While there’s usually a good reason for them to sit out (like a star player in front of them), this doesn’t mean they belong on the bench. These six players won’t be traded before the 2016 season, but they all have strong arguments for getting more playing time and being a starter.
Charcandrick West/Spencer Ware, RB, Kansas City Chiefs
We had to pair these two together — it wouldn’t be right otherwise — as they’re both heading back to the bench in 2016. With a healthy Jamaal Charles, it’s understandable why neither of them are starting for the Chiefs, but both players stepped up beautifully when Charles went down with an injury last season.
West finished up the year with 160 attempts for 634 yards and four touchdowns, while Ware had 72 attempts for 403 yards and six touchdowns. Together, the two of them made a pretty strong backfield, and it made sense why the Chiefs chose to sign both of them to contract extensions this offseason. It seems that Kansas City is prepared for life after Charles, whenever that may be.
Karlos Williams, RB, Buffalo Bills
While there were some mixed reviews from Williams’ rookie campaign at times, you can’t deny the fact that this guy has a knack for finding the end zone. He scored nine total touchdowns last season, while averaging 5.6-yards-per-carry as well. The problem? He saw just 93 carries as he was stuck behind LeSean McCoy on the depth chart, and he also dealt with some injury issues.
Regardless, Williams is just 23 years old, and he has tremendous upside. It wouldn’t be the slightest bit shocking to see him wind up as a starter sooner rather than later, but with McCoy locked into a contract through 2019, Williams’ opportunity to start may have to come with a different team.
Dorial Green-Beckham, WR, Tennessee Titans
Wide receivers are tough to call “bench players,” especially in this situation, but one thing that’s certain is that the decision by Tennessee to sign Rishard Matthews will definitely hit Green-Beckham’s value in 2016.
Kendall Wright will likely remain the starter opposite of Matthews, which means that DGB will take a backseat as the No. 3 receiver. Yes, he will still see plenty of playing time, but we’re technically going to call him a “backup,” because that’s basically what he is at this point.
It’s tough for Green-Beckham, as he had a pretty productive rookie season, catching 32 passes for 549 yards and four touchdowns. He had two 100-plus yard receiving games, and both came over the last five games of the season, so it’s obvious his upside is there and he’s coming along well. Green-Beckham should be on the field, and hopefully he can find plenty of time this coming season.
Charles Sims, RB, Tampa Bay Buccaneers
It had to be a little brutal for Sims, in all honesty. This offseason it seemed as though Doug Martin may leave town, which would open the door for a full-time workload for the third-year back. Sims improved massively from his rookie season to his sophomore campaign, increasing his yards-per-carry from 2.8 to 4.9, while rushing for 529 yards, catching 51 passes for 561 yards, and scoring four touchdowns.

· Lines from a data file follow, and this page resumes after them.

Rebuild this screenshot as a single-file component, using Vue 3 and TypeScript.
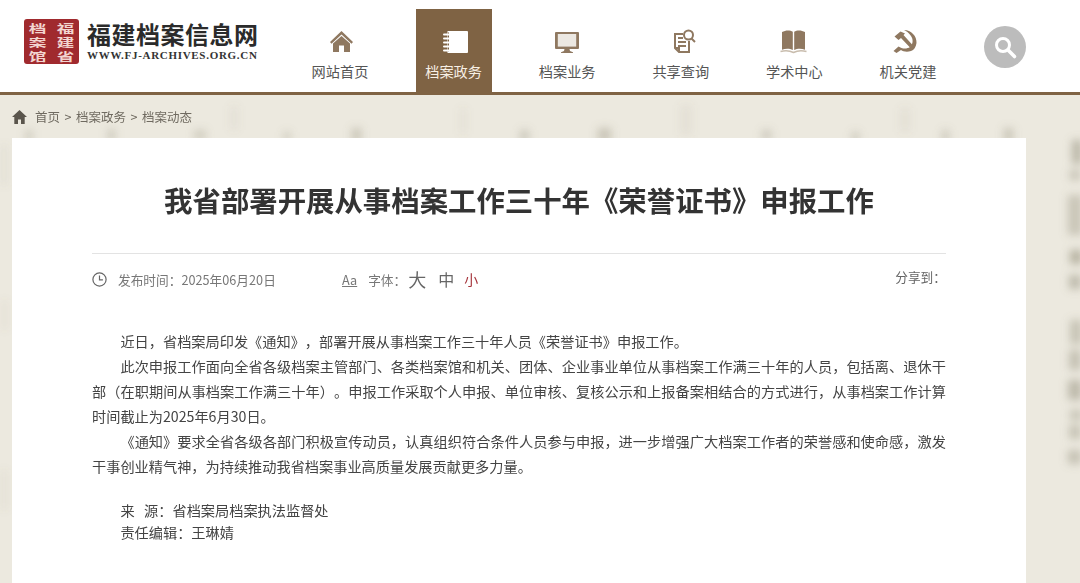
<template>
  <div class="page">
    <svg class="paper" width="1080" height="583" aria-hidden="true">
      <defs>
        <filter id="soft" x="-80%" y="-80%" width="260%" height="260%">
          <feGaussianBlur stdDeviation="4" />
        </filter>
      </defs>
      <g filter="url(#soft)" fill="#8a8570">
        <rect v-for="(m, i) in marks" :key="i" :x="m[0]" :y="m[1]" :width="m[2]" :height="m[3]" :opacity="m[4]" />
      </g>
    </svg>
    <header class="header">
      <a class="logo">
        <div class="seal">
          <span v-for="c in sealChars" :key="c">{{ c }}</span>
        </div>
        <div class="logo-text">
          <div class="logo-title">福建档案信息网</div>
          <div class="logo-url">WWW.FJ-ARCHIVES.ORG.CN</div>
        </div>
      </a>
      <nav class="nav">
        <a v-for="item in navItems" :key="item.label" class="nav-item" :class="{ active: item.active }">
          <svg class="nav-icon" width="30" height="30" viewBox="0 0 30 30" v-html="item.icon"></svg>
          <span>{{ item.label }}</span>
        </a>
      </nav>
      <div class="search">
        <svg width="26" height="26" viewBox="0 0 26 26" fill="none" stroke="#fff">
          <circle cx="11" cy="11" r="6.500" stroke-width="3" />
          <path d="M16 16l6.500 6.500" stroke-width="3.600" stroke-linecap="round" />
        </svg>
      </div>
    </header>

    <main class="main">
      <div class="crumbs">
        <svg width="15" height="14" viewBox="0 0 15 14" fill="#5a554c">
          <path d="M7.500 0L0 7h2.300v7h3.700V9.500h3V14h3.700V7H15z" />
        </svg>
        <span>首页</span><i>&gt;</i><span>档案政务</span><i>&gt;</i><span>档案动态</span>
      </div>

      <article class="card">
        <h1 class="title">我省部署开展从事档案工作三十年《荣誉证书》申报工作</h1>
        <div class="meta">
          <svg class="clock" width="15" height="15" viewBox="0 0 15 15" fill="none" stroke="#666" stroke-width="1.200">
            <circle cx="7.500" cy="7.500" r="6.600" />
            <path d="M7.500 3.600v4.200h3.400" />
          </svg>
          <span class="date">发布时间：2025年06月20日</span>
          <u class="aa">Aa</u>
          <span class="font-label">字体：</span>
          <span class="size-lg">大</span>
          <span class="size-md">中</span>
          <span class="size-sm">小</span>
          <span class="share">分享到：</span>
        </div>
        <div class="body">
          <p>近日，省档案局印发《通知》，部署开展从事档案工作三十年人员《荣誉证书》申报工作。</p>
          <p>此次申报工作面向全省各级档案主管部门、各类档案馆和机关、团体、企业事业单位从事档案工作满三十年的人员，包括离、退休干部（在职期间从事档案工作满三十年）。申报工作采取个人申报、单位审核、复核公示和上报备案相结合的方式进行，从事档案工作计算时间截止为2025年6月30日。</p>
          <p>《通知》要求全省各级各部门积极宣传动员，认真组织符合条件人员参与申报，进一步增强广大档案工作者的荣誉感和使命感，激发干事创业精气神，为持续推动我省档案事业高质量发展贡献更多力量。</p>
        </div>
        <div class="source">
          <p>来&nbsp;&nbsp;&nbsp;源：省档案局档案执法监督处</p>
          <p>责任编辑：王琳婧</p>
        </div>
      </article>
    </main>
  </div>
</template>

<script setup lang="ts">
interface NavItem {
  label: string
  icon: string
  active?: boolean
}

// seal reads right column first: 福建省 档案馆
const sealChars = ['档', '福', '案', '建', '馆', '省']

const brown = '#8f7860'

// x, y, w, h, opacity of the faint ink marks in the paper
const marks: number[][] = [
  [1072, 140, 10, 24, 0.5], [1070, 170, 10, 10, 0.4], [1068, 195, 14, 40, 0.36],
  [1070, 250, 12, 14, 0.55], [1069, 275, 12, 14, 0.46], [1070, 320, 12, 24, 0.38],
  [1069, 350, 12, 20, 0.4], [1068, 380, 14, 20, 0.46], [1070, 410, 12, 10, 0.38],
  [1069, 425, 12, 14, 0.38], [1068, 450, 13, 14, 0.4],
  [26, 130, 6, 12, 0.32], [108, 129, 7, 12, 0.32], [194, 130, 12, 10, 0.28],
  [284, 132, 6, 10, 0.32], [352, 128, 9, 14, 0.36], [520, 130, 9, 12, 0.32],
  [598, 128, 13, 14, 0.36], [762, 130, 9, 10, 0.32], [852, 132, 7, 10, 0.32],
  [942, 130, 7, 12, 0.32], [1004, 128, 9, 14, 0.36], [460, 108, 6, 26, 0.08],
  [680, 105, 12, 30, 0.08], [230, 106, 8, 24, 0.08], [900, 108, 10, 24, 0.08],
  [1, 145, 6, 40, 0.1], [2, 300, 5, 30, 0.08], [1, 470, 6, 40, 0.08]
]

const navItems: NavItem[] = [
  {
    label: '网站首页',
    icon: `<path fill="${brown}" d="M16.500 5L5 16l1.500 1.800L16.500 8.500l10 9.300L28 16z"/><path fill="${brown}" d="M8 17.500L16.500 10l8.500 7.500V26h-6v-6.500h-5V26H8z"/>`
  },
  {
    label: '档案政务',
    active: true,
    icon: `<path fill="#fff" d="M8.500 5h19.500a1 1 0 0 1 1 1v20a1 1 0 0 1-1 1H8.500z"/><path fill="none" stroke="#7f6344" stroke-width="1" d="M9.500 6.500v19"/><path fill="none" stroke="#fff" stroke-width="2" stroke-linecap="round" d="M5 8.500h6M5 12.500h6M5 16.500h6M5 20.500h6M5 24.500h6"/>`
  },
  {
    label: '档案业务',
    icon: `<path fill="#ece8e2" d="M5 8h20v12H5z"/><path fill="${brown}" fill-rule="evenodd" d="M4 6h22a1 1 0 0 1 1 1v15a1 1 0 0 1-1 1H4a1 1 0 0 1-1-1V7a1 1 0 0 1 1-1zm1.800 2v12.500h18.400V8z"/><path fill="${brown}" d="M12.500 23h5l.5 2 3 1.200V27H9v-.8l3-1.200z"/>`
  },
  {
    label: '共享查询',
    icon: `<g fill="none" stroke="${brown}" stroke-width="2"><path d="M17 8H9v14l4 4h10V15"/><path d="M9 22h4v4"/><path d="M12 12h5M12 16h8M12 20h8"/><circle cx="22.500" cy="9" r="4.500"/><path d="M25.500 12.500l3.500 3.500"/></g>`
  },
  {
    label: '学术中心',
    icon: `<path fill="${brown}" d="M3 6c3.500-2 8-2.200 10.800-.2V24c-3-1.500-7.500-1.500-10.800-.2zM26 6c-3.500-2-8-2.200-10.800-.2V24c3-1.500 7.500-1.500 10.800-.2z"/><path fill="none" stroke="#c9bdae" stroke-width="1.500" d="M1.500 25.500c4-1 9-1 13 1 4-2 9-2 13-1"/>`
  },
  {
    label: '机关党建',
    icon: `<path fill="${brown}" d="M11 4C18 4 24 10 23.500 17C23 21 21 24 18 25C14 26.500 10 25.500 8 24L3.500 27L.5 25L5.500 20.500L8.500 22C11.500 23 15 22.500 17 21C20 18.500 20.500 13.500 18 10C16 7 13.500 5 11 4Z"/><path fill="${brown}" d="M1.500 10.500L7.500 5.500L12 7.500L10.500 9L19.500 19L17 21.500L8 12L5.500 14Z"/>`
  }
]
</script>

<style scoped>
.page {
  position: relative;
  min-height: 583px;
  display: flex;
  flex-direction: column;
  font-family: "Noto Sans CJK SC", "Liberation Sans", sans-serif;
  color: #444;
  text-spacing-trim: space-all;
}

.paper {
  position: absolute;
  top: 0;
  left: 0;
}

.header {
  position: relative;
  height: 92px;
  background: #fff;
  border-bottom: 3px solid #7f6344;
  display: flex;
  padding-left: 24px;
  box-sizing: content-box;
}

.logo {
  display: flex;
  align-items: flex-start;
  padding-top: 19px;
  width: 278px;
  flex: none;
}

.seal {
  width: 55px;
  height: 45px;
  background: #a02a2e;
  border-radius: 3px;
  display: grid;
  grid-template-columns: 1fr 1fr;
  grid-template-rows: repeat(3, 14px);
  align-content: center;
  justify-items: center;
  align-items: center;
  color: #f2d5d0;
  font-size: 11px;
  line-height: 14px;
  font-weight: 700;
}

.seal span {
  transform: scaleX(1.6);
}

.logo-text {
  margin-left: 8px;
  width: 172px;
}

.logo-title {
  font-size: 24px;
  line-height: 30px;
  letter-spacing: 0.5px;
  font-weight: 700;
  color: #2b2b2b;
  white-space: nowrap;
}

.logo-url {
  font-family: "Liberation Serif", serif;
  font-weight: 700;
  font-size: 11px;
  line-height: 12px;
  letter-spacing: 0.7px;
  color: #333;
  white-space: nowrap;
}

.nav {
  display: flex;
  gap: 37.600px;
  margin-top: 9px;
  flex: none;
}

.nav-item {
  width: 76px;
  height: 83px;
  display: flex;
  flex-direction: column;
  align-items: center;
  font-size: 14.200px;
  line-height: 20px;
  color: #555;
  white-space: nowrap;
}

.nav-item.active {
  background: #7f6344;
  color: #f7efe4;
}

.nav-icon {
  margin-top: 17px;
  margin-bottom: 5px;
  flex: none;
}

.search {
  width: 42px;
  height: 42px;
  border-radius: 50%;
  background: #bcbcbc;
  margin: 26px 0 0 38px;
  display: flex;
  align-items: center;
  justify-content: center;
  flex: none;
}

.main {
  position: relative;
  flex: 1;
  display: flex;
  flex-direction: column;
  padding: 0 54px 0 12px;
}

.crumbs {
  height: 43px;
  display: flex;
  align-items: center;
  font-size: 12.500px;
  color: #6f6a60;
}

.crumbs svg {
  margin-right: 8px;
}

.crumbs i {
  font-style: normal;
  margin: 0 4.500px;
}

.card {
  flex: 1;
  background: #fff;
  padding: 0 80px;
}

.title {
  margin: 43px 0 0;
  font-size: 28.400px;
  line-height: 38px;
  font-weight: 700;
  text-align: center;
  color: #333;
  white-space: nowrap;
}

.meta {
  margin-top: 34px;
  border-top: 1px solid #e3e3e3;
  height: 50px;
  display: flex;
  align-items: center;
  font-size: 12.700px;
  color: #777;
}

.clock {
  margin-right: 11px;
  flex: none;
}

.date {
  width: 224px;
}

.aa {
  margin-right: 11px;
}

.font-label {
  width: 40px;
}

.size-lg {
  font-size: 18px;
  margin-right: 12px;
  color: #666;
}

.size-md {
  font-size: 16px;
  margin-right: 10px;
  color: #666;
}

.size-sm {
  font-size: 14px;
  color: #a5333a;
}

.share {
  margin-left: auto;
  position: relative;
  top: -3px;
  color: #666;
}

.body {
  margin-top: 25px;
  font-size: 14.200px;
  line-height: 25px;
  color: #444;
}

.body p {
  margin: 0;
  text-indent: 2em;
  text-align: justify;
}

.source {
  margin-top: 20px;
  font-size: 14.200px;
  line-height: 22px;
  color: #444;
}

.source p {
  margin: 0;
  text-indent: 2em;
}
</style>

<style>
html,
body {
  margin: 0;
  height: 583px;
  overflow: hidden;
  background-color: #ece9df;
}
</style>
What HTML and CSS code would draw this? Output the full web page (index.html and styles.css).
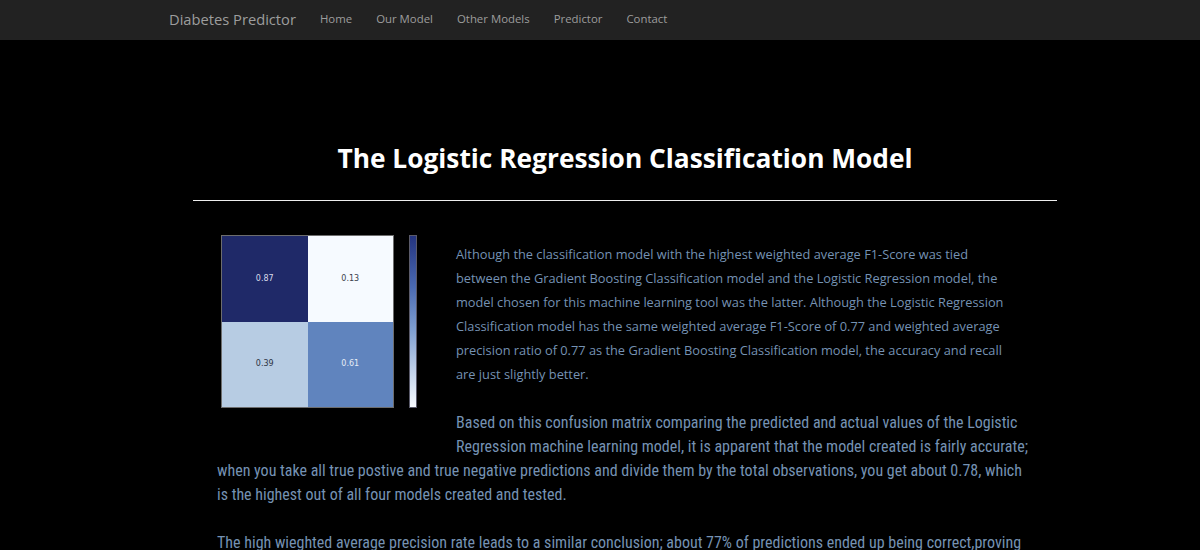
FILE: index.html
```html
<!DOCTYPE html>
<html lang="en">
<head>
<meta charset="utf-8">
<title>Diabetes Predictor</title>
<link rel="stylesheet" href="styles.css">
</head>
<body>
<nav class="navbar">
  <a class="brand" href="#">Diabetes Predictor</a>
  <ul class="nav">
    <li><a href="#">Home</a></li>
    <li><a href="#">Our Model</a></li>
    <li><a href="#">Other Models</a></li>
    <li><a href="#">Predictor</a></li>
    <li><a href="#">Contact</a></li>
  </ul>
</nav>
<main class="page">
  <div class="container">
    <h1 class="title">The Logistic Regression Classification Model</h1>
    <hr class="rule">
    <div class="content">
      <figure class="matrix-fig">
        <div class="matrix">
          <div class="cell c87">0.87</div>
          <div class="cell c13">0.13</div>
          <div class="cell c39">0.39</div>
          <div class="cell c61">0.61</div>
        </div>
        <div class="colorbar"></div>
      </figure>
      <p class="p1">Although the classification model with the highest weighted average F1-Score was tied<br>between the Gradient Boosting Classification model and the Logistic Regression model, the<br>model chosen for this machine learning tool was the latter. Although the Logistic Regression<br>Classification model has the same weighted average F1-Score of 0.77 and weighted average<br>precision ratio of 0.77 as the Gradient Boosting Classification model, the accuracy and recall<br>are just slightly better.</p>
      <p class="p2">Based on this confusion matrix comparing the predicted and actual values of the Logistic Regression machine learning model, it is apparent that the model created is fairly accurate; when you take all true postive and true negative predictions and divide them by the total observations, you get about 0.78, which is the highest out of all four models created and tested.</p>
      <p class="p2">The high wieghted average precision rate leads to a similar conclusion; about 77% of predictions ended up being correct,proving that the model is a reliable tool for predicting whether a patient has diabetes.</p>
    </div>
  </div>
</main>
</body>
</html>
```
FILE: styles.css
```css
html, body {
  margin: 0;
  padding: 0;
  background: #000;
}
body {
  font-family: "Open Sans", "DejaVu Sans", sans-serif;
}
.navbar {
  height: 40px;
  background: #222;
  display: flex;
  align-items: flex-start;
  padding-left: 169px;
  box-sizing: border-box;
}
.brand {
  color: #9d9d9d;
  font-size: 14.7px;
  text-decoration: none;
  margin-right: 12px;
  line-height: 39px;
}
.nav {
  list-style: none;
  display: flex;
  margin: 0;
  padding: 0;
}
.nav a {
  display: block;
  padding: 0 12px;
  line-height: 38px;
  color: #9d9d9d;
  font-size: 11.4px;
  text-decoration: none;
}
.page {
  padding: 99px 0 0 50px;
}
.container {
  width: 864px;
  margin: 0 auto;
}
.title {
  margin: 0;
  text-align: center;
  color: #fff;
  font-size: 26.3px;
  font-weight: 700;
  line-height: 38px;
}
.rule {
  margin: 23px 0 0;
  border: 0;
  border-top: 1px solid #eee;
  height: 0;
}
.content {
  display: flow-root;
  padding: 34px 24px 0;
  color: #7592b3;
  line-height: 24px;
}
.matrix-fig {
  float: left;
  margin: 0 39px 35px 4px;
  display: flex;
  align-items: flex-start;
  gap: 15px;
}
.matrix {
  width: 173px;
  height: 173px;
  display: grid;
  grid-template-columns: 1fr 1fr;
  grid-template-rows: 1fr 1fr;
  border: 1px solid #6d6d6d;
  box-sizing: border-box;
}
.cell {
  display: flex;
  align-items: center;
  justify-content: center;
  font-family: "DejaVu Sans", sans-serif;
  font-size: 8px;
}
.c87 { background: #1f2968; color: #d8dbe8; }
.c13 { background: #f6faff; color: #3a3f4d; }
.c39 { background: #b7cce3; color: #2e3544; }
.c61 { background: #6084be; color: #e6ecf6; }
.colorbar {
  width: 8px;
  height: 173px;
  box-sizing: border-box;
  border: 1px solid #5a5a6a;
  background: linear-gradient(#24347f, #4a6ab2 30%, #7f9fd0 55%, #c3d3ea 80%, #f7fbff);
}
.p1 {
  margin: 7px 0 25px;
  font-size: 12.8px;
  white-space: nowrap;
}
.p2 {
  margin: 0 0 24px;
  font-family: "Liberation Sans Narrow", "Roboto Condensed", "DejaVu Sans", sans-serif;
  font-size: 16px;
}
```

Sims has a role in the Tampa Bay offense, but he has a strong argument for why he should be the No. 1 running back in town. Instead, the Buccaneers re-signed Martin to a five-year deal, meaning that it may be Sims who leaves town eventually before Martin does.
Tevin Coleman, RB, Atlanta Falcons
What a strange, strange situation Coleman finds himself in. After being named the starter and getting 20 carries in Week 1, an injury allowed Devonta Freeman the chance to start, and we all know that he took that opportunity and never looked back. This left Coleman looking at no more than four carries in any game where Freeman was healthy — but there was still opportunity for Coleman later in the season.
Freeman unfortunately suffered a concussion, which meant that Coleman was asked to carry the load. While he wasn’t great in the first game against the Indianapolis Colts, in the next game against the Minnesota Vikings, he saw 18 carries and finished with 110 yards. When the 2015 season came to a close, Coleman had averaged 4.5-yards-per-carry, with 392 yards and one touchdown.
The upside is obviously there, but as long as he’s behind Freeman, he probably won’t start. It’ll be interesting to see how this plays out over the coming year or two.
Duke Johnson Jr., RB, Cleveland Browns
Duke Johnson Jr. certainly didn’t have the best rookie season rushing the ball, as he finished with 104 attempts for 379 yards (3.6 yards-per-carry). For most rookie running backs though, it will take some time to get acclimated to the NFL. Fortunately, Johnson made up for it in a big way with his receiving abilities, catching 61 passes for 534 yards and two touchdowns.
It’s not even so much that the 22-year-old running back from Miami has completely earned the starting role, but the Browns badly need playmakers too. Should he start over Isaiah Crowell? Yes, he should.
Crowell hasn’t been bad in his first two seasons, but he hit a decline in 2015, as he saw more carries, but had a worse yards-per-carry average and scored four fewer touchdowns as well. Don’t be shocked if Johnson gets more work in 2015 and slowly gets pushed toward the starter role.